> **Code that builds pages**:
◇ ◇ ◇ ◇ ◇ ◇ ◇

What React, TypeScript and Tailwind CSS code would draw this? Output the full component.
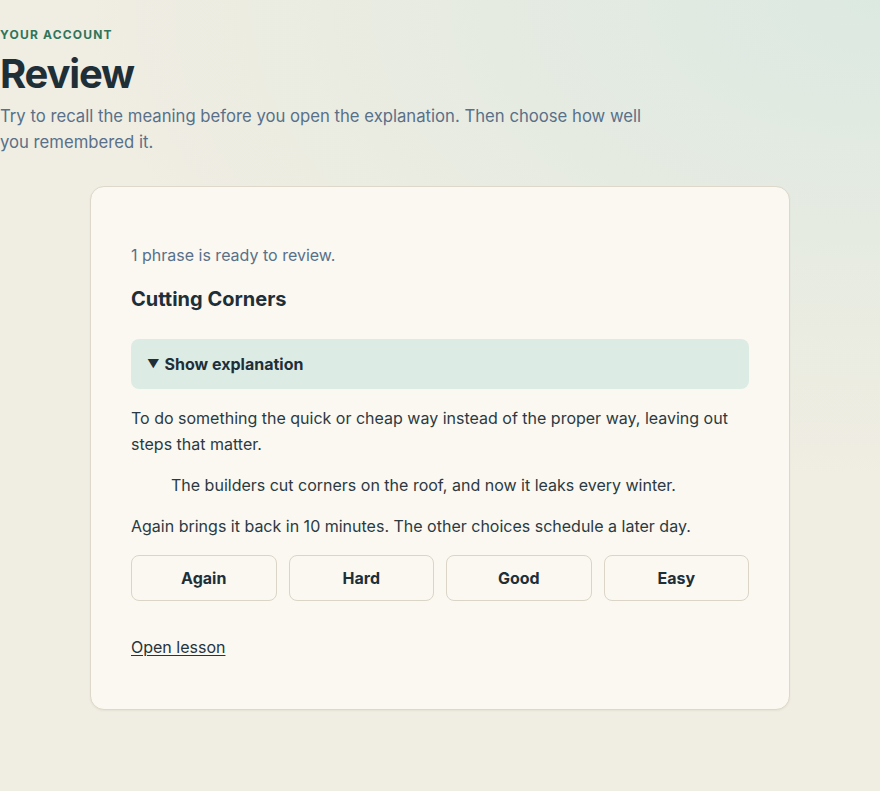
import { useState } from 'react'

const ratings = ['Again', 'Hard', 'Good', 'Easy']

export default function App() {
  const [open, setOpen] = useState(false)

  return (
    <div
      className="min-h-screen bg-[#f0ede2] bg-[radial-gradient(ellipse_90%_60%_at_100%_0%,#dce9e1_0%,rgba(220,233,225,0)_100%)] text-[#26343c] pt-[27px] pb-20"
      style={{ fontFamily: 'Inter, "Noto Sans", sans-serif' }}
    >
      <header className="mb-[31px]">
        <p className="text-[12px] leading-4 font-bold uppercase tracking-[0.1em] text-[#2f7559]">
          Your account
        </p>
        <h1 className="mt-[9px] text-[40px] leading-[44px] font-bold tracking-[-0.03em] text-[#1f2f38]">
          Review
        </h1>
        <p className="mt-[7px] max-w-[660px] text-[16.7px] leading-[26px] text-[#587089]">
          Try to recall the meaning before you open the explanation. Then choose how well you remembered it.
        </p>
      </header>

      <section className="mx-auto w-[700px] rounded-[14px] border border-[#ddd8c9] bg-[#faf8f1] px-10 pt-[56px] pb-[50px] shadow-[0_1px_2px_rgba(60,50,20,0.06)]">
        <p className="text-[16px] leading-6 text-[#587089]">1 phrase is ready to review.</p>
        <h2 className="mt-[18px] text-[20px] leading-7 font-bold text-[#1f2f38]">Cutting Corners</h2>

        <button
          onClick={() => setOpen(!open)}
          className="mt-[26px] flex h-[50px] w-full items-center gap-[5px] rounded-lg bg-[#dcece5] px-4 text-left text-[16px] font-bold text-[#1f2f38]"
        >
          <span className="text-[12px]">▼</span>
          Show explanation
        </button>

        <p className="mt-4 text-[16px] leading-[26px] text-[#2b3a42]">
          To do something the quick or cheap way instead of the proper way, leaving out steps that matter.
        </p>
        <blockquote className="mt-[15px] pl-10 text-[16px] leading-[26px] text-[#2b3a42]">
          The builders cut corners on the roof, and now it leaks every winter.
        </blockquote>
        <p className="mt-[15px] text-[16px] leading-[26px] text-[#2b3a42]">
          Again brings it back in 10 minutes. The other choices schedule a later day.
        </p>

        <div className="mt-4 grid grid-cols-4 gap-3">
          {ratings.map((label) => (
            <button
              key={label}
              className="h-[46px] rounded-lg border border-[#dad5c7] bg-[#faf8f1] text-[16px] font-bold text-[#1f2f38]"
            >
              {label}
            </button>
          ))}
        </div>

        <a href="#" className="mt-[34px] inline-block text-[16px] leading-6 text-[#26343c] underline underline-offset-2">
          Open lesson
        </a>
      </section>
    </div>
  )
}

◇ ◇ ◇ ◇ ◇ ◇ ◇

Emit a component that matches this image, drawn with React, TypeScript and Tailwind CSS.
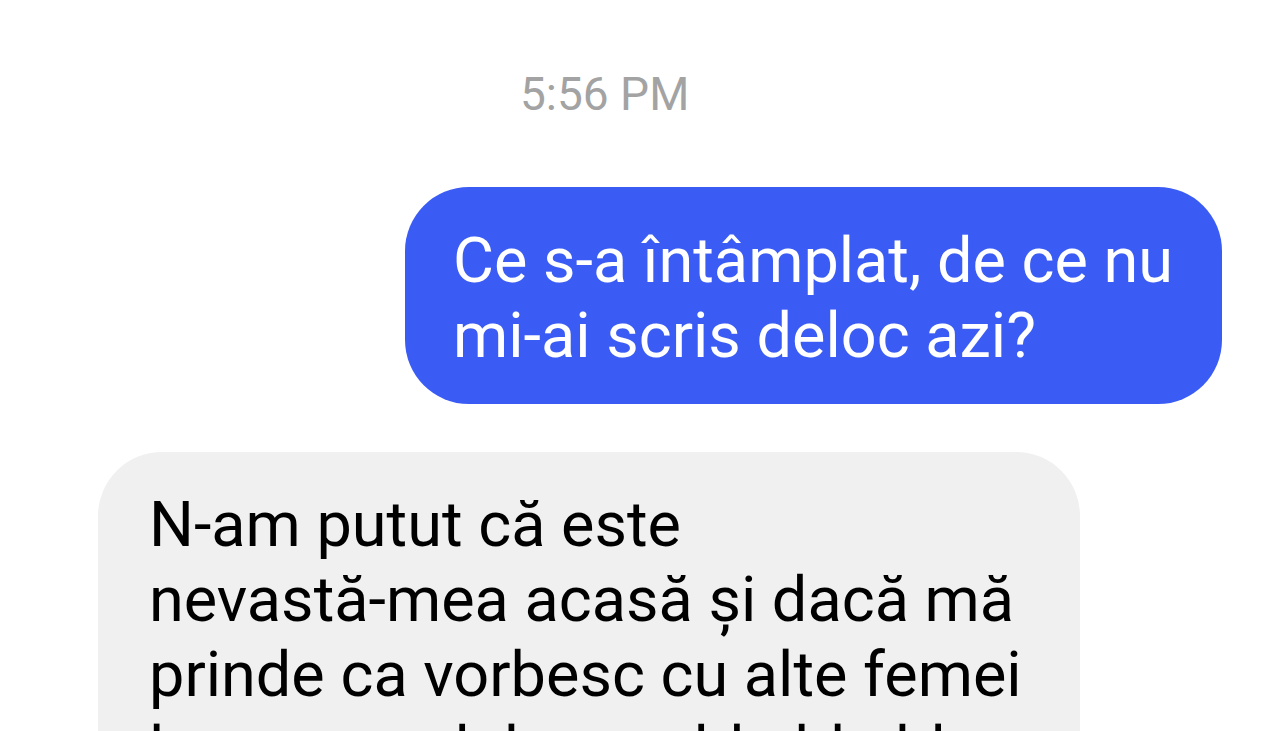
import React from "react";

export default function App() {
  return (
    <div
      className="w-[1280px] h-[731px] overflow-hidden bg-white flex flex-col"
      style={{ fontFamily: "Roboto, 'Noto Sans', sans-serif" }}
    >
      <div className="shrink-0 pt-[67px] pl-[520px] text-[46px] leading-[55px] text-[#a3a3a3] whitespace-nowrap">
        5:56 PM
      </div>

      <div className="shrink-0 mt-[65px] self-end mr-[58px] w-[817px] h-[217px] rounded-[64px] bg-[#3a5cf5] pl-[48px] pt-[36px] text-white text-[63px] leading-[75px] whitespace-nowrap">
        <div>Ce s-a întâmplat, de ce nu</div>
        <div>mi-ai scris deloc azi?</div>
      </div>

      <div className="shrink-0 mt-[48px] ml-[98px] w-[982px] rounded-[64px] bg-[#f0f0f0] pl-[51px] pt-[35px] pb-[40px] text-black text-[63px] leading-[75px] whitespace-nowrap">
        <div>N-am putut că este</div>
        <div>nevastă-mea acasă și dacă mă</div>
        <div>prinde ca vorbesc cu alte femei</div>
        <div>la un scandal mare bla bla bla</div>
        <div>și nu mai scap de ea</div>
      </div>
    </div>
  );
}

◇ ◇ ◇ ◇ ◇ ◇ ◇

> **Aim**:
Skip all pictures. Retype exactly the span whose first line is the one with "What React, TypeScript" and whose last line is the one with "const [open, setOpen] = useState(false)".

> **Written response**:
What React, TypeScript and Tailwind CSS code would draw this? Output the full component.
import { useState } from 'react'

const ratings = ['Again', 'Hard', 'Good', 'Easy']

export default function App() {
  const [open, setOpen] = useState(false)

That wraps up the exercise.